Parallèlement, dès 1973, il fait une incursion sur le petit écran, et co-anime sur l’ORTF avec André Bourin et Gilles Lapouge, l’émission littéraire «Ouvrez les guillemets». L’année suivante, alors que l’ORTF disparaît et que la chaîne Antenne 2 est créée, Marcel Jullian confie à Bernard Pivot les rênes d’une nouvelle émission littéraire baptisée Apostrophes. Le premier numéro lancé le 10 janvier 1975 rencontre rapidement un franc succès. Jusqu’en juin 1990, il reçoit chaque semaine les plus grands écrivains de l’époque : Charles Bukowski, Alexandre Soljenitsyne, Vladimir Nabokov…
En 1991, il lance l’émission culturelle «Bouillon de culture» et la présente pendant dix ans. L’animateur emblématique de France 2, poursuit ensuite avec le magazine Double Jeu qu’il anime entre 2002 et 2005. Créateur des championnats de France puis des championnats du monde d’orthographe, Bernard Pivot devient en 2005 membre de l’Académie Goncourt, et la préside à partir de 2014, en succédant à Edmonde Charles-Roux. En 2019, il annonce son départ de l’Académie Goncourt.
En avril 2023, il révèle que ce départ a été motivé suite à des soucis de santé. Bernard Pivot a marqué de son indélébile empreinte le monde de la télévision et de la littérature. Il était, son vivant, un infatigable semeur de mots et un immense ciseleur du verbe.

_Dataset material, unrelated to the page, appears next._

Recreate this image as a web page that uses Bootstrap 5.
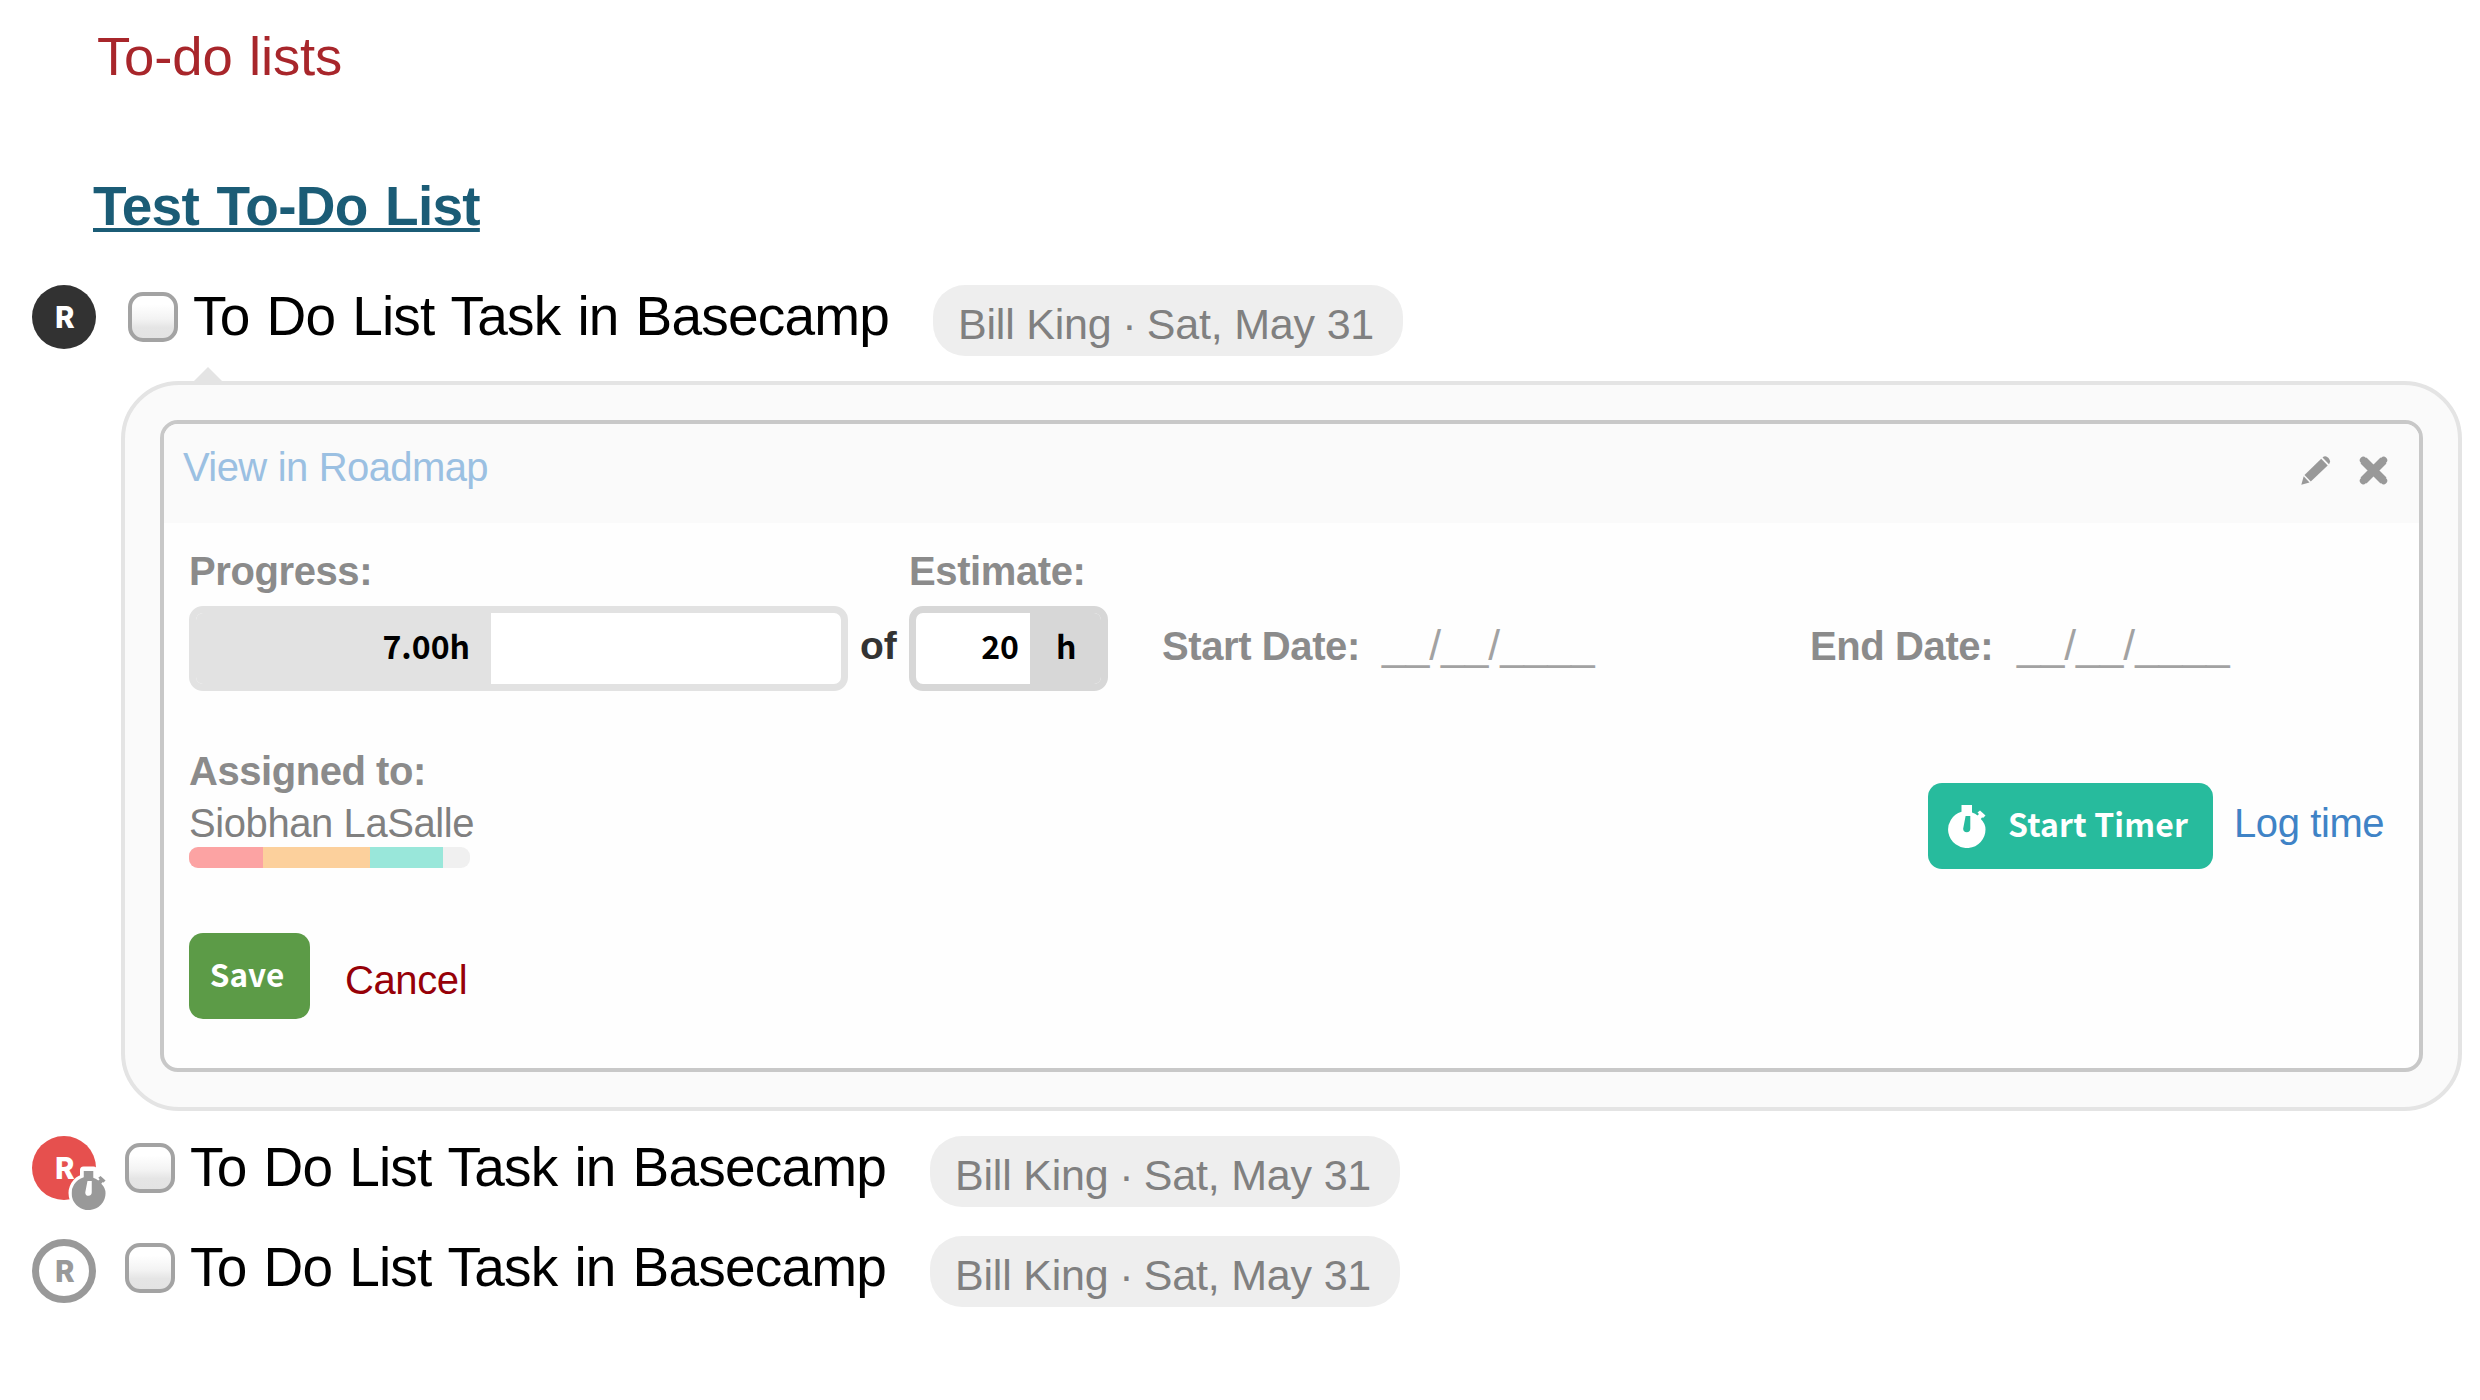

Il avait prêté aussi ses champs arables à d’autres cultivateurs de l’écriture pour qu’ils mettent en avant leur moisson intellectuelle au grand bonheur des amoureux des belles lettres qui viennent pressement se ressourcer et s’inspirer dans le verger éternellement verdi de ce pivot infatigable de la culture.
Et comme la vie ne s’arrête pas à la mort pour des hommes de la trempe de Bernard Pivot, son immense œuvre saura nous rappeler de sa présence intellectuelle dans le monde de la culture et gravera irréversiblement son nom en lettres d’or dans «Le monument inoxydable d’hommes et de femmes» qui ont marqué leur époque et laissé un flamboyant héritage aux générations futures.